_Work instructions_.
Your answer should be one number: how many lines of the records hold the string "styles".

_Supplied data_.

-=-=-

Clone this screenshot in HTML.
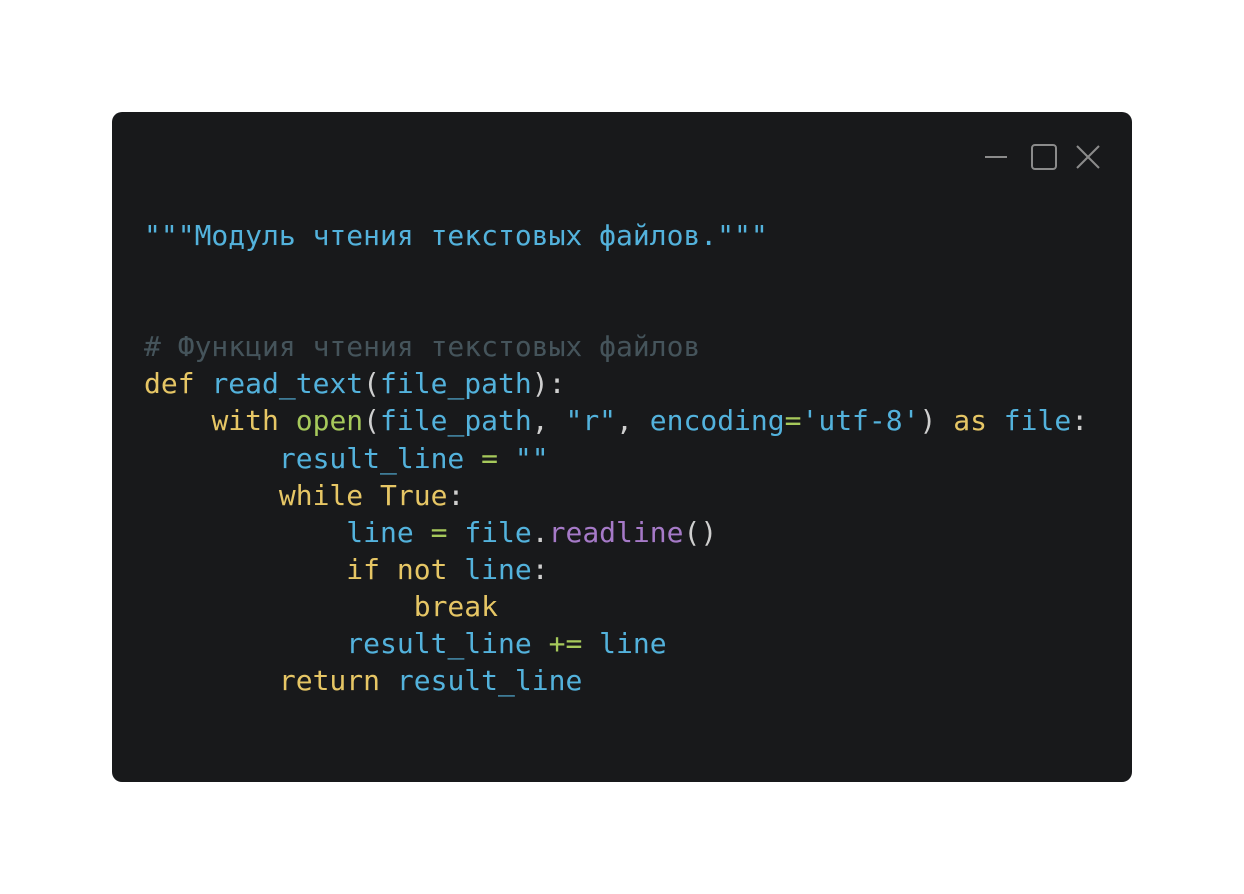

-=-=-

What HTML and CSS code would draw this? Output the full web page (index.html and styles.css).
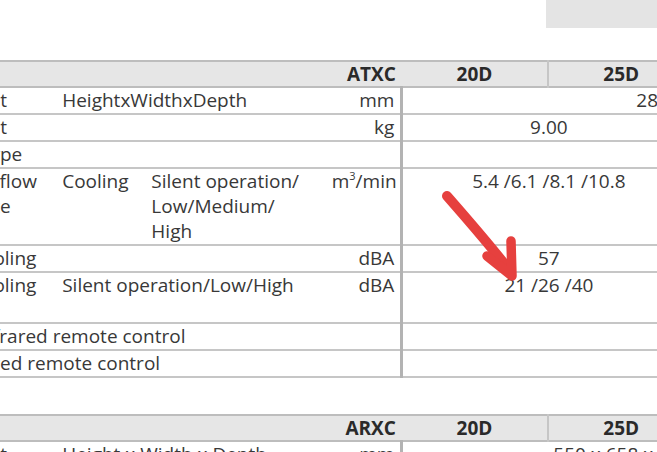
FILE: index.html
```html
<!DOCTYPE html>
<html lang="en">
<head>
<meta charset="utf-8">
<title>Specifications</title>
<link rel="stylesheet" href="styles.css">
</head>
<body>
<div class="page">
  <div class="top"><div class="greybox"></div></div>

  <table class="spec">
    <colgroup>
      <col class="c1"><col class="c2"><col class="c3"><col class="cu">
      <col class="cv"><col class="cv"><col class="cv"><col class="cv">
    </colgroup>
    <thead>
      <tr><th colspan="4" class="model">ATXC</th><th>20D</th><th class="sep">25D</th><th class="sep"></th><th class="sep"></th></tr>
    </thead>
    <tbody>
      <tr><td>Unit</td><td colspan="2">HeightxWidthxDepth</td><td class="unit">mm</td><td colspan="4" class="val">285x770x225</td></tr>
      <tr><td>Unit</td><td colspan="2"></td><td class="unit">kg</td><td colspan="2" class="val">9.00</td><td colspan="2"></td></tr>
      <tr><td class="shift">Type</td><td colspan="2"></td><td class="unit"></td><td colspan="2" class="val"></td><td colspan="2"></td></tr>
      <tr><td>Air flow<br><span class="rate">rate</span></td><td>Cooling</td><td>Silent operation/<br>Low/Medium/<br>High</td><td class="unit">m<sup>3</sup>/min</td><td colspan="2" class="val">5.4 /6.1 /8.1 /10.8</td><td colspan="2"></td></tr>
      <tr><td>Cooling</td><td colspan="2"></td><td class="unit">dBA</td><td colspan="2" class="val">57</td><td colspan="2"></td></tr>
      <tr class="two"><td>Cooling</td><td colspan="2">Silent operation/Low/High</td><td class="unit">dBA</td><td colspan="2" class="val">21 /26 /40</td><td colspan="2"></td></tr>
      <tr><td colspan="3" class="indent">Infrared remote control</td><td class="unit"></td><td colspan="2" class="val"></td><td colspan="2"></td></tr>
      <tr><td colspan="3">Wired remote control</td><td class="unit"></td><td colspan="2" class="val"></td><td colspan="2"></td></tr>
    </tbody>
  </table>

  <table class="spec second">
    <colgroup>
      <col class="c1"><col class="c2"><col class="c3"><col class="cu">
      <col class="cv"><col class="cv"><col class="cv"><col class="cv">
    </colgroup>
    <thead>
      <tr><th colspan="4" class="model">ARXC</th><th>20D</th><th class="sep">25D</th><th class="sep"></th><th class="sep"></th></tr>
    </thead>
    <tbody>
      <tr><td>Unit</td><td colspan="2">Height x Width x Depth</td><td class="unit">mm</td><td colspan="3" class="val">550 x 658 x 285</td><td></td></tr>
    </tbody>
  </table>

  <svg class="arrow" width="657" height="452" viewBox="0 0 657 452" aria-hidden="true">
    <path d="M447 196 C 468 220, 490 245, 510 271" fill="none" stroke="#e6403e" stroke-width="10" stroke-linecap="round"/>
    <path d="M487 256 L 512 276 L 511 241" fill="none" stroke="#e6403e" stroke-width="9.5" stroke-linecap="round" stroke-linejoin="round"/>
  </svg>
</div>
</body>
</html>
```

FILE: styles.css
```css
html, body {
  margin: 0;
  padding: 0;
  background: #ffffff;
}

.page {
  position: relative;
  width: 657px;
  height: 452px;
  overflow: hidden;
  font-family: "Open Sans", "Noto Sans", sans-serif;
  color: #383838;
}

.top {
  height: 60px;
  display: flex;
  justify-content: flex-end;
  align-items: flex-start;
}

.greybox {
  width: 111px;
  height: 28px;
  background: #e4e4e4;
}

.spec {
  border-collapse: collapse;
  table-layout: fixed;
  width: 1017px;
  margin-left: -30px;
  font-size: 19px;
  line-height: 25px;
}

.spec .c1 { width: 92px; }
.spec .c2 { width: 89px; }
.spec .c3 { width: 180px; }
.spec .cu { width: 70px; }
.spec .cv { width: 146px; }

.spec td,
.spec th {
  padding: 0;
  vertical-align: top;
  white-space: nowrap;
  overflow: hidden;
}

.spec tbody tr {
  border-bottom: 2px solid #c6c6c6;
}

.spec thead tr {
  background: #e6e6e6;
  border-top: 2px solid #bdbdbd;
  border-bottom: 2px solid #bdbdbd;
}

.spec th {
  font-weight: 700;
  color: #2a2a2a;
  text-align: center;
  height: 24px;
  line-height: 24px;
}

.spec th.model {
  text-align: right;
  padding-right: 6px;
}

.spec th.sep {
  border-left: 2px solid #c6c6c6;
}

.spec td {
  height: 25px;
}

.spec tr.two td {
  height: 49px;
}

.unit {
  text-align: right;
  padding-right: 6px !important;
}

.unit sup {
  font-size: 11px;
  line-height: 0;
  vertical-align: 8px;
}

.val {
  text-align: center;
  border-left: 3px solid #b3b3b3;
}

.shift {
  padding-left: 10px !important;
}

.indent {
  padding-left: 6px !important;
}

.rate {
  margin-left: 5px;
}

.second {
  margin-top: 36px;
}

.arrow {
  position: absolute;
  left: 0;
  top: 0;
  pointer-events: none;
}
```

-=-=-

_The answer_.
3